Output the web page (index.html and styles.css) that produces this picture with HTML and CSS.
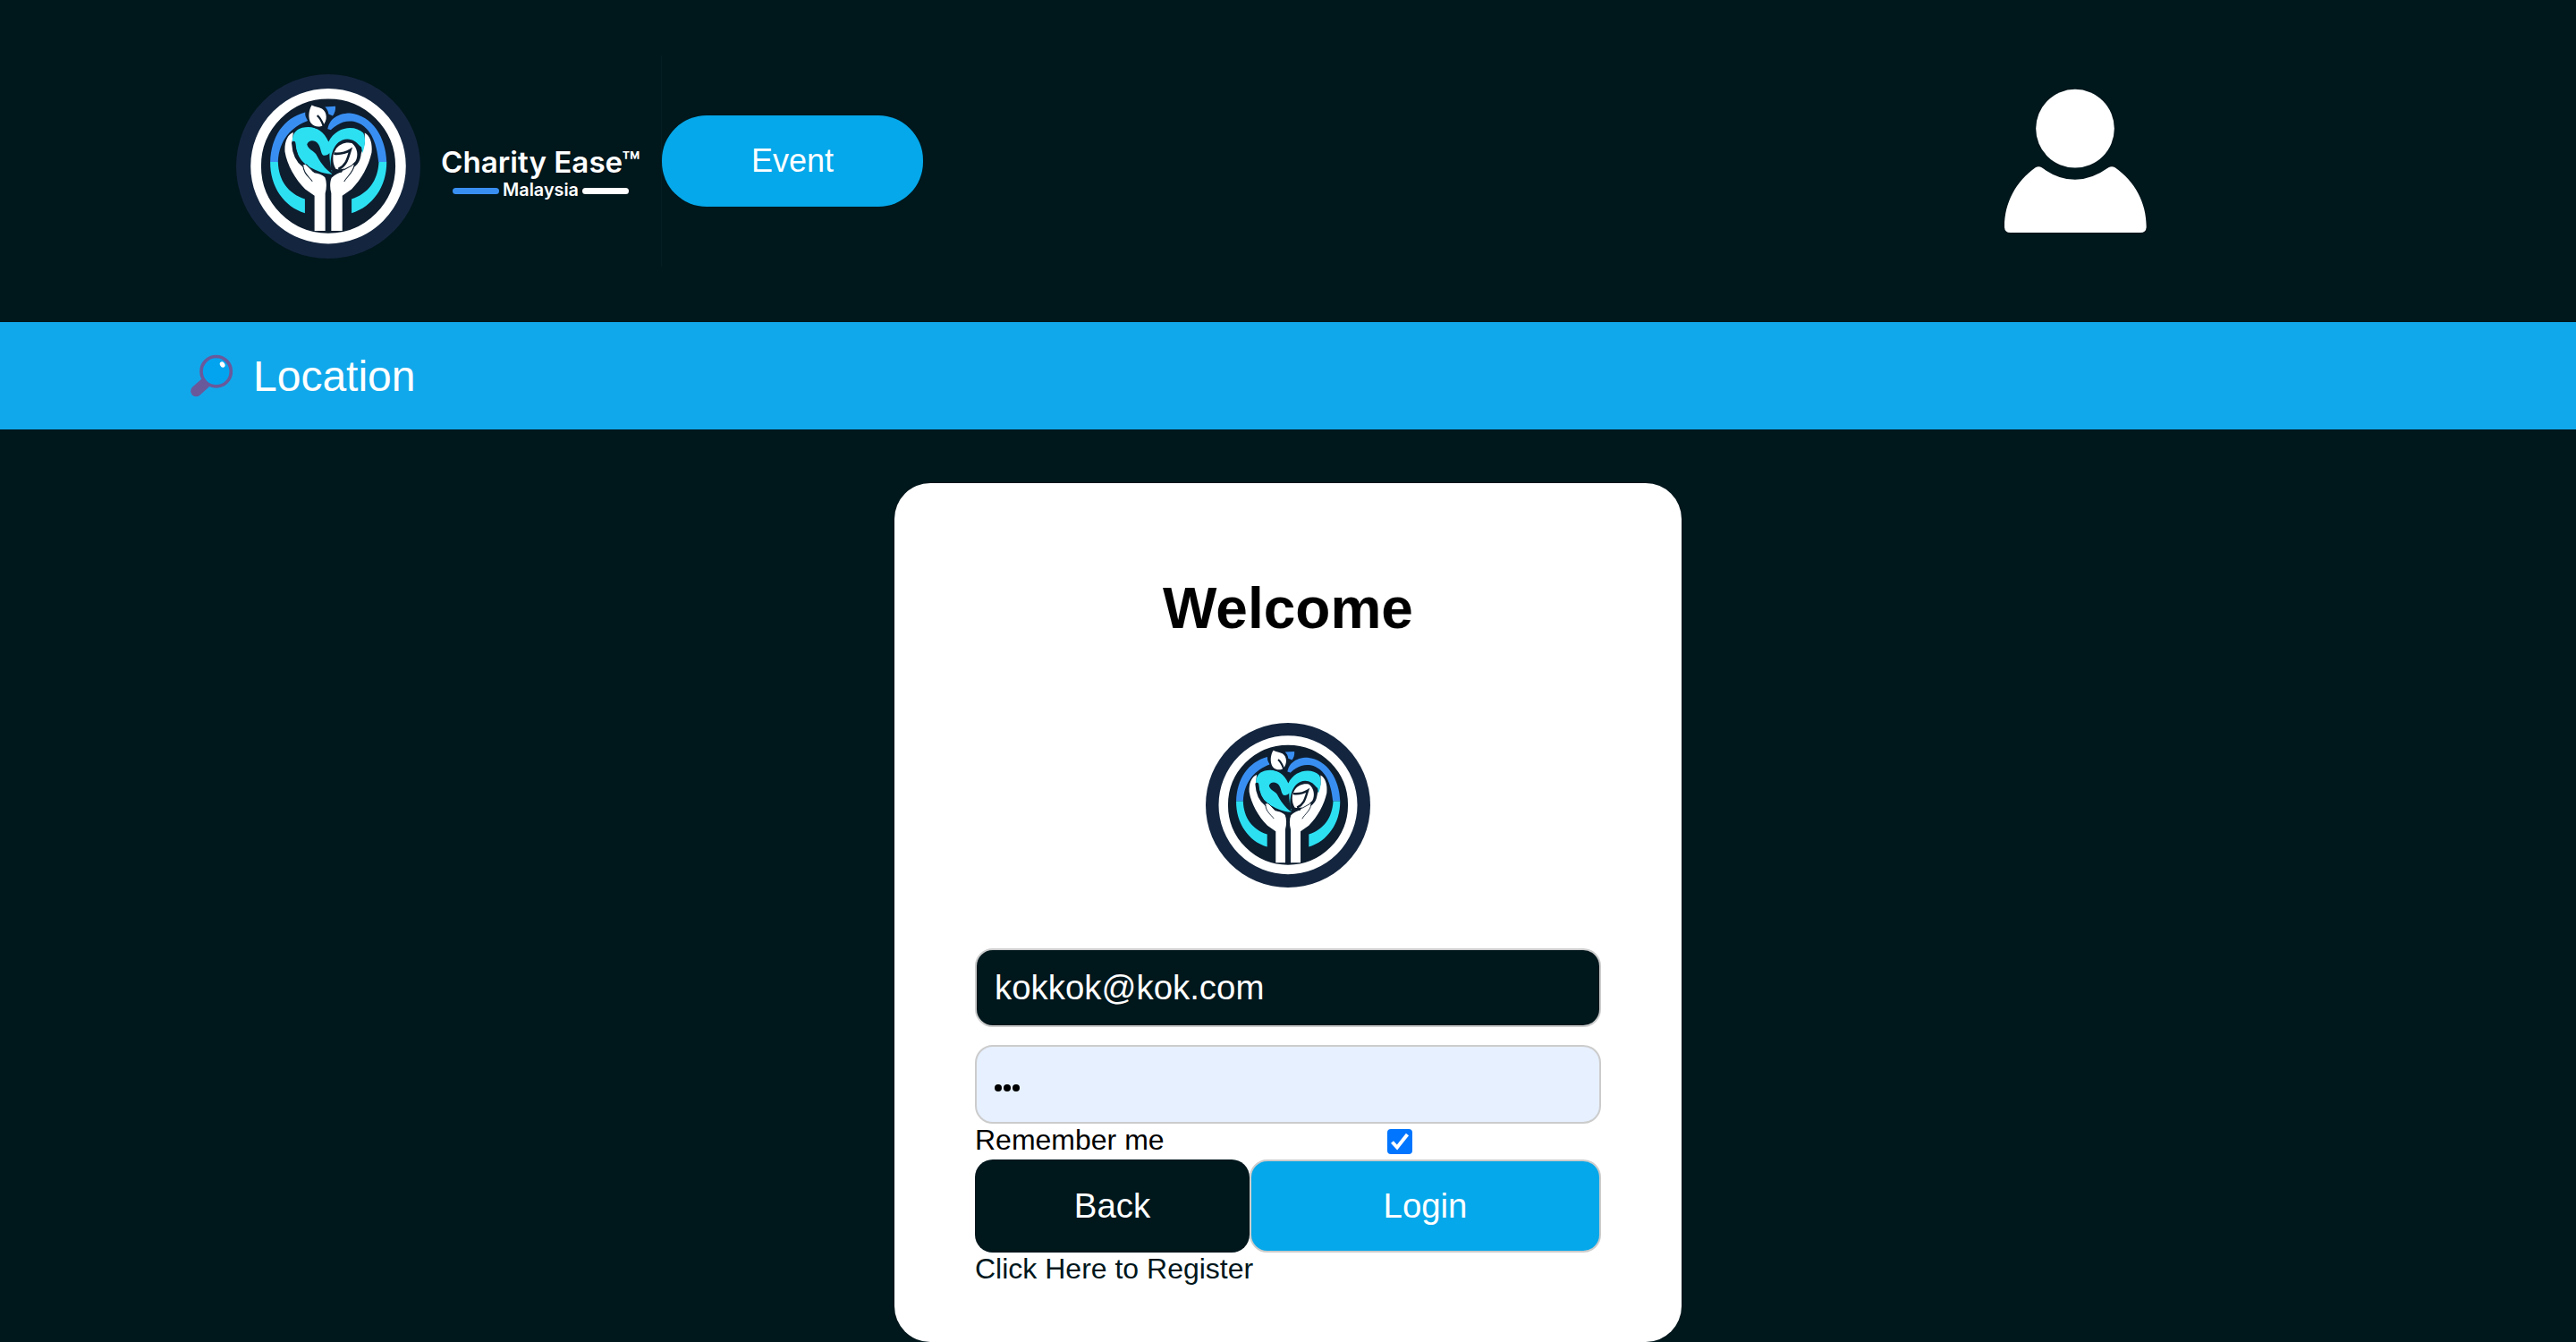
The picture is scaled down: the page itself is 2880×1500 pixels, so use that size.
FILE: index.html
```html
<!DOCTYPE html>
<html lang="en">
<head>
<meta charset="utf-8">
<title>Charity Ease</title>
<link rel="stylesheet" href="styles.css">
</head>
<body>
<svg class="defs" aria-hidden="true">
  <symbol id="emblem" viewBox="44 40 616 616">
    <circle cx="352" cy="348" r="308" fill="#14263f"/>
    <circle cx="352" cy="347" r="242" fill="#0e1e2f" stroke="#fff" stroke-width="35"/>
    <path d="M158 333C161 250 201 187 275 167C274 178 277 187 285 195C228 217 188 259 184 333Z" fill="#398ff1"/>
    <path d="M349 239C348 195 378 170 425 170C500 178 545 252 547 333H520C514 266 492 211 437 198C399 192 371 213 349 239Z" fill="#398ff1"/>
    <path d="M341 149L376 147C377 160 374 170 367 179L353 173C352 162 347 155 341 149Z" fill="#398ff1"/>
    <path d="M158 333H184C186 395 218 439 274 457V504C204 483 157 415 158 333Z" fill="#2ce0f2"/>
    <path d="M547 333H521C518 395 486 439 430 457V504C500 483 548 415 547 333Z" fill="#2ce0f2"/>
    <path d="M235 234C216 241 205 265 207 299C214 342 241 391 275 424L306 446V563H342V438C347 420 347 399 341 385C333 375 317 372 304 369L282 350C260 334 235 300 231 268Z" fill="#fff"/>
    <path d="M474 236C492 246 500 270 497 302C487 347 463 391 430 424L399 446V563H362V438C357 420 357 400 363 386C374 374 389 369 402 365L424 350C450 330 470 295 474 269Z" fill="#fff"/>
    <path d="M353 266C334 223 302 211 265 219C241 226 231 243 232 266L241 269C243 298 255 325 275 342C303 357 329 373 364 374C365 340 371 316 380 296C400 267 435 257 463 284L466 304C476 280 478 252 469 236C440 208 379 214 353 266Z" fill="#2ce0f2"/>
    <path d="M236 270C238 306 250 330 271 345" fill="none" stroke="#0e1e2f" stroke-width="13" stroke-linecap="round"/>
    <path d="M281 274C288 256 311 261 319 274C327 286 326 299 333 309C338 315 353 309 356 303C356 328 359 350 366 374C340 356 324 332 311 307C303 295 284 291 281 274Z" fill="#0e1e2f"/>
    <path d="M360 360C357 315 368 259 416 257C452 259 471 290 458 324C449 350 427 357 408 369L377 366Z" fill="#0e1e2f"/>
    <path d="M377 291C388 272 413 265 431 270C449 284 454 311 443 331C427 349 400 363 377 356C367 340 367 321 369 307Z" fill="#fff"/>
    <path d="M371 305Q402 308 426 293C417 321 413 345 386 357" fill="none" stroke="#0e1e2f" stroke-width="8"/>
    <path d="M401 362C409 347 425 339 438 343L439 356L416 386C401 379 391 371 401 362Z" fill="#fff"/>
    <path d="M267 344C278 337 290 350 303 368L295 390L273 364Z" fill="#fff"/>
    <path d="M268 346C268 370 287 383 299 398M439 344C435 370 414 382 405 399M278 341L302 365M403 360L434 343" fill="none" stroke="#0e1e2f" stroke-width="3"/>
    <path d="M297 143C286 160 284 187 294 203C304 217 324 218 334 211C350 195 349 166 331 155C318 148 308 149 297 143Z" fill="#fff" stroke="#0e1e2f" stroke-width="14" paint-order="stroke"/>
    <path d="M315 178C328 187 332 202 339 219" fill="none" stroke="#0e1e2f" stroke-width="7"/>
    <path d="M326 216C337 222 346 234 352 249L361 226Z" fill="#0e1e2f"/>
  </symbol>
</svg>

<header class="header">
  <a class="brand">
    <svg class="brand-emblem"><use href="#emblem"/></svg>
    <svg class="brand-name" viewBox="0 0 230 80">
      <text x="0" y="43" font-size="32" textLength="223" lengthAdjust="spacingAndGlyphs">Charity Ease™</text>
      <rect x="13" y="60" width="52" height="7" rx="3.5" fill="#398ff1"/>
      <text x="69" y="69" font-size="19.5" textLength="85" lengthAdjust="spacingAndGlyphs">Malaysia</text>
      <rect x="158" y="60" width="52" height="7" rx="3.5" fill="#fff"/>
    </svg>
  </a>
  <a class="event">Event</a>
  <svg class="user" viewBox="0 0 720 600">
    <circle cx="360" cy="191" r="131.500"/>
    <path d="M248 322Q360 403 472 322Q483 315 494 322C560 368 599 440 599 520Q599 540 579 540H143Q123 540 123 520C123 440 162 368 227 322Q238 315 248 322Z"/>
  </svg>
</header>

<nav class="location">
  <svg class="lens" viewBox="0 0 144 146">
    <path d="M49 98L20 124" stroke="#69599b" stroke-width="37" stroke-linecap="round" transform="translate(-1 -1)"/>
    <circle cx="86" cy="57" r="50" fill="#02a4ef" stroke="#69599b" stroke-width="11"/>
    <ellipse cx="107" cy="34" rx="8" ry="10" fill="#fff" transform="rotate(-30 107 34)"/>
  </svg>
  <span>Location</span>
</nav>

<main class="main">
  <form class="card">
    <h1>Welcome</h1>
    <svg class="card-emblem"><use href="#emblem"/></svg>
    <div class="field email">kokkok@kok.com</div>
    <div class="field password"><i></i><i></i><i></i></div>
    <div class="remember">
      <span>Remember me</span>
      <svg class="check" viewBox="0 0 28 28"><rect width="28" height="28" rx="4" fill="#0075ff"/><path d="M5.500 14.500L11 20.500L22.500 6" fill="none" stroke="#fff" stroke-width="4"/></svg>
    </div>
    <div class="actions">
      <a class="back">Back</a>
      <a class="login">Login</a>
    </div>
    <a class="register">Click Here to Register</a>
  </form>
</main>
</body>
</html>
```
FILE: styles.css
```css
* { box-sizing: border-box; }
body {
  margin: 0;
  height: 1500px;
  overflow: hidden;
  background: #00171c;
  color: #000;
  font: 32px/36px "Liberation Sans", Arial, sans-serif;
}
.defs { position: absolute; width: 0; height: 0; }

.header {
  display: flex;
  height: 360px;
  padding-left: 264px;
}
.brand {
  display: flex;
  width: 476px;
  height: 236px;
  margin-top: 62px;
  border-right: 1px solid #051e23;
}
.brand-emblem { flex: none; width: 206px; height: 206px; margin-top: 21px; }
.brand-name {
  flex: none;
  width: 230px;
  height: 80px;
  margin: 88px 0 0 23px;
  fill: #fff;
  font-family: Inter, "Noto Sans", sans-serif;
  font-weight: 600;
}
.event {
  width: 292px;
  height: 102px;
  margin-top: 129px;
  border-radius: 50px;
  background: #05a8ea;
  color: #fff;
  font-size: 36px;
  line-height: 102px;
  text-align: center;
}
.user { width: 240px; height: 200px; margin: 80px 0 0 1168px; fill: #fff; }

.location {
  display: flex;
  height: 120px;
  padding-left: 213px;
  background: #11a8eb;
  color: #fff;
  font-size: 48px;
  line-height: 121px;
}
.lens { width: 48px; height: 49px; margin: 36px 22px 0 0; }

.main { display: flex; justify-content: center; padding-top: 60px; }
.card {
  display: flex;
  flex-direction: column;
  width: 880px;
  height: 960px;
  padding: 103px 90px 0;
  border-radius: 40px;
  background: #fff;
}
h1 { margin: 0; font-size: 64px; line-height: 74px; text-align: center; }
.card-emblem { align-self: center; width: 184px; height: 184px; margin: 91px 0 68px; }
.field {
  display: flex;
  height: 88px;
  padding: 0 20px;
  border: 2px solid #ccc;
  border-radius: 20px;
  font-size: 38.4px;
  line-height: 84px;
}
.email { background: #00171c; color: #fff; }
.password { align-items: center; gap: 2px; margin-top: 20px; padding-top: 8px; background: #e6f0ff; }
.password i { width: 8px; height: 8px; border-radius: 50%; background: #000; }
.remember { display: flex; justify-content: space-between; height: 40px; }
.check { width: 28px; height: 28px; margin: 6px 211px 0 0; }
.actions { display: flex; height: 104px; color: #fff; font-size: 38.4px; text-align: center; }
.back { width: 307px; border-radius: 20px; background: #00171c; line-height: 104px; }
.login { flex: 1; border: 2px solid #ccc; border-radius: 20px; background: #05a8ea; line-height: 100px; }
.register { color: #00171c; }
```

» **Directions**
Search the lines above for the string "styles", then show every one that has it.

» **Solution to the problem**
Output the web page (index.html and styles.css) that produces this picture with HTML and CSS.
<link rel="stylesheet" href="styles.css">
FILE: styles.css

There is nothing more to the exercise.